Okapi Framework - Developer's GuidePipelines |
|
IMPORTANT: This page may not reflect the latest changes in the pipeline
mechanism from the previous release.
The pipeline mechanism is under development and its API may change from release
to release.
Pipelines are a powerful mechanism to apply a sequence of actions to an input document (or a set of them). They allow you to construct processes customized to specific projects very easily, re-using the same components. For example, many tasks can be broken down into these main parts:
Extract the text >> Apply some changes to the text >> Merge back the modified text into its original format.
With the framework this type of sequence is implemented using the following interfaces:
IFilter
>>
IPipelineStep
>>
IFilterWriter
The pipeline is the glue that puts these parts together and allows you to include as many as you need.
A pipeline is represented by a
IPipeline
interface.

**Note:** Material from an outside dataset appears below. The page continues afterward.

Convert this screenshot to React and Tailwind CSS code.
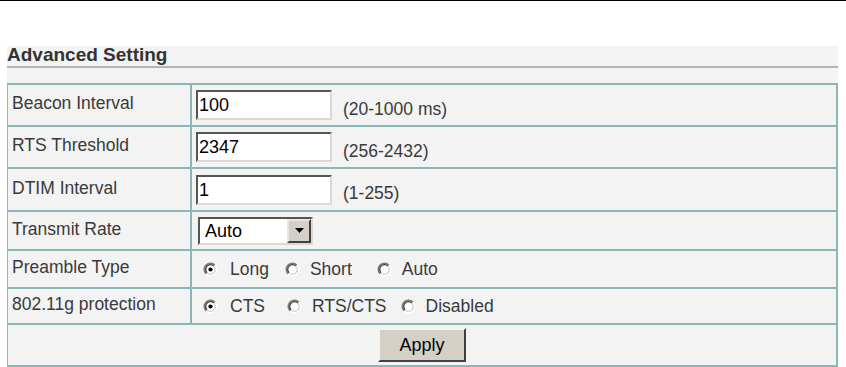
import React from "react";

function Radio({ checked }) {
  return (
    <svg width="15" height="15" viewBox="0 0 15 15" className="shrink-0">
      <circle cx="7.5" cy="7.5" r="6.2" fill="#ffffff" />
      <path d="M3.1 11.9 A6.2 6.2 0 0 1 11.9 3.1" stroke="#7a7a7a" strokeWidth="1.6" fill="none" />
      <path d="M4.1 10.9 A4.8 4.8 0 0 1 10.9 4.1" stroke="#3a3a3a" strokeWidth="1.3" fill="none" />
      <path d="M11.9 3.1 A6.2 6.2 0 0 1 3.1 11.9" stroke="#ffffff" strokeWidth="1.6" fill="none" />
      <path d="M10.9 4.1 A4.8 4.8 0 0 1 4.1 10.9" stroke="#d4d0c8" strokeWidth="1.3" fill="none" />
      {checked && <circle cx="7.5" cy="7.5" r="2.1" fill="#000" />}
    </svg>
  );
}

function TextBox({ value }) {
  return (
    <div className="w-[136px] h-[30px] border-2 border-t-[#555] border-l-[#555] border-b-[#dcd9d2] border-r-[#dcd9d2] bg-white flex items-center pl-[1px] text-[18px] text-black leading-none">
      {value}
    </div>
  );
}

function Row({ h, label, children }) {
  return (
    <div className={`flex ${h} border-t-2 border-[#8cb7b7]`}>
      <div className="w-[184px] shrink-0 border-r-2 border-[#8cb7b7] flex items-center pl-[4px] pb-[3px]">
        {label}
      </div>
      <div className="flex-1 flex items-center pl-[4px]">{children}</div>
    </div>
  );
}

export default function App() {
  const border = "border-[#8cb7b7]";
  return (
    <div className="w-[846px] h-[367px] overflow-hidden bg-white font-['Liberation_Sans',Arial,sans-serif] text-[#3a3a3a] text-[17.5px]">
      <div className="h-[1px] bg-black" />
      <div className="mt-[45px] mx-[7px] w-[831px] h-[37px] bg-[#f3f3f3]">
        <div className="h-[20px] leading-[18px] text-[19px] font-bold text-[#333]">Advanced Setting</div>
        <div className="h-[2px] bg-[#b4b4b4]" />
      </div>
      <div className={`ml-[7px] w-[831px] bg-[#f3f3f3] border-l border-r-2 border-b-2 ${border}`}>
        <Row h="h-[42px]" label="Beacon Interval">
          <div className="flex items-end">
            <TextBox value="100" />
            <span className="ml-[11px] mb-[2px] leading-none">(20-1000 ms)</span>
          </div>
        </Row>
        <Row h="h-[42px]" label="RTS Threshold">
          <div className="flex items-end">
            <TextBox value="2347" />
            <span className="ml-[11px] mb-[2px] leading-none">(256-2432)</span>
          </div>
        </Row>
        <Row h="h-[43px]" label="DTIM Interval">
          <div className="flex items-end">
            <TextBox value="1" />
            <span className="ml-[11px] mb-[2px] leading-none">(1-255)</span>
          </div>
        </Row>
        <Row h="h-[39px]" label="Transmit Rate">
          <div className="ml-[2px] w-[115px] h-[28px] border-2 border-t-[#555] border-l-[#555] border-b-[#dcd9d2] border-r-[#dcd9d2] bg-white flex items-center">
            <span className="flex-1 pl-[5px] text-[18px] text-black leading-none">Auto</span>
            <div className="w-[24px] h-[24px] bg-[#d4d0c8] border-2 border-t-[#e8e6e1] border-l-[#e8e6e1] border-b-[#404040] border-r-[#404040] flex items-center justify-center">
              <svg width="9" height="5" viewBox="0 0 9 5">
                <path d="M0 0 H9 L4.5 5 Z" fill="#000" />
              </svg>
            </div>
          </div>
        </Row>
        <Row h="h-[38px]" label="Preamble Type">
          <div className="flex items-center ml-[7px]">
            <Radio checked />
            <span className="ml-[12px]">Long</span>
            <span className="ml-[16px] flex"><Radio /></span>
            <span className="ml-[10px]">Short</span>
            <span className="ml-[25px] flex"><Radio /></span>
            <span className="ml-[10px]">Auto</span>
          </div>
        </Row>
        <Row h="h-[36px]" label="802.11g protection">
          <div className="flex items-center ml-[7px]">
            <Radio checked />
            <span className="ml-[12px]">CTS</span>
            <span className="ml-[22px] flex"><Radio /></span>
            <span className="ml-[10px]">RTS/CTS</span>
            <span className="ml-[14px] flex"><Radio /></span>
            <span className="ml-[10px]">Disabled</span>
          </div>
        </Row>
        <div className={`h-[42px] border-t-2 ${border} flex items-center justify-center`}>
          <button className="w-[88px] h-[34px] bg-[#d4d0c8] border-2 border-t-[#f4f3f0] border-l-[#f4f3f0] border-b-[#404040] border-r-[#404040] text-[18px] text-black leading-none">
            Apply
          </button>
        </div>
      </div>
    </div>
  );
}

The framework offers several implementations for it. The simplest is
the
Pipeline
class.
The easiest way to set up and execute a pipeline is to use a pipeline driver.
It is represented by the
IPipelineDriver
interface and provides all
you need to process one or more input documents through a pipeline.

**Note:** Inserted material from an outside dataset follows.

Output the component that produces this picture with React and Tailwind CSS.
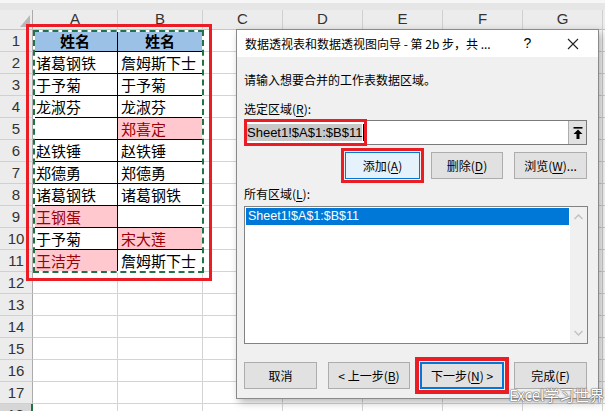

The first step is to create the driver:
// Create a pipeline driver IPipelineDriver driver = new PipelineDriver();
The next step is to add the different steps you want in the pipeline. In this
example we are going to simply extract the translatable text from the original
format and re-write it back. These two operations are very common and they have
corresponding steps already coded for you: the
RawDocumentToFilterEventsStep
class and the
FilterEventsWriterStep
class.
// Add the filter step driver.addStep(new RawDocumentToFilterEventsStep()); // Add the filter writer step driver.addStep(new FilterEventsWriterStep());
Because our pipeline uses a filter we need to provide a way to know which filter to use with which input document. This is done in two settings:
IFilterConfigurationMapper
interface needs to be set in the
pipeline context, so any step that needs to create a filter for an input
document can use this mapper to lookup the filter configuration ID of the
document and retrieve the filter and the filter's parameters to use.Each calling application can provide its own implementation of
IFilterConfigurationMapper
or, like in this example, use directly the
one provided with the library: the
FilterConfigurationMapper
class.
// Create the filter configuration mapper IFilterConfigurationMapper fcMapper = new FilterConfigurationMapper();
In a real application, you would use some kind of discovery mechanism to get the different filters available to you and add their default configurations to the mapper. But, if needed, you can also easily hard-code this:
// Fill the mapper with the default configurations of a few filters fcMapper.addConfigurations("net.sf.okapi.filters.html.HtmlFilter"); fcMapper.addConfigurations("net.sf.okapi.filters.openoffice.OpenOfficeFilter"); fcMapper.addConfigurations("net.sf.okapi.filters.properties.PropertiesFilter"); fcMapper.addConfigurations("net.sf.okapi.filters.xml.XMLFilter");
The last task is the associate the mapper to the pipeline:
// Set the filter configuration mapper driver.setFilterConfigurationMapper(fcMapper);
Now the driver is all set up to process your documents. Executing the pipeline for a given input document is done by first providing the document and its parameters, and then by invoking the driver.
Usually we have more than one document to process. A set of input documents is called a batch, and both the driver and the pipeline are designed to work with batches. A batch item corresponds to the input for a single execution of the pipeline. It is usually made of a single input document. But some steps may require several input documents per batch item. For example a step that would perform an alignment between a source document and its translation may request two input documents for each batch item.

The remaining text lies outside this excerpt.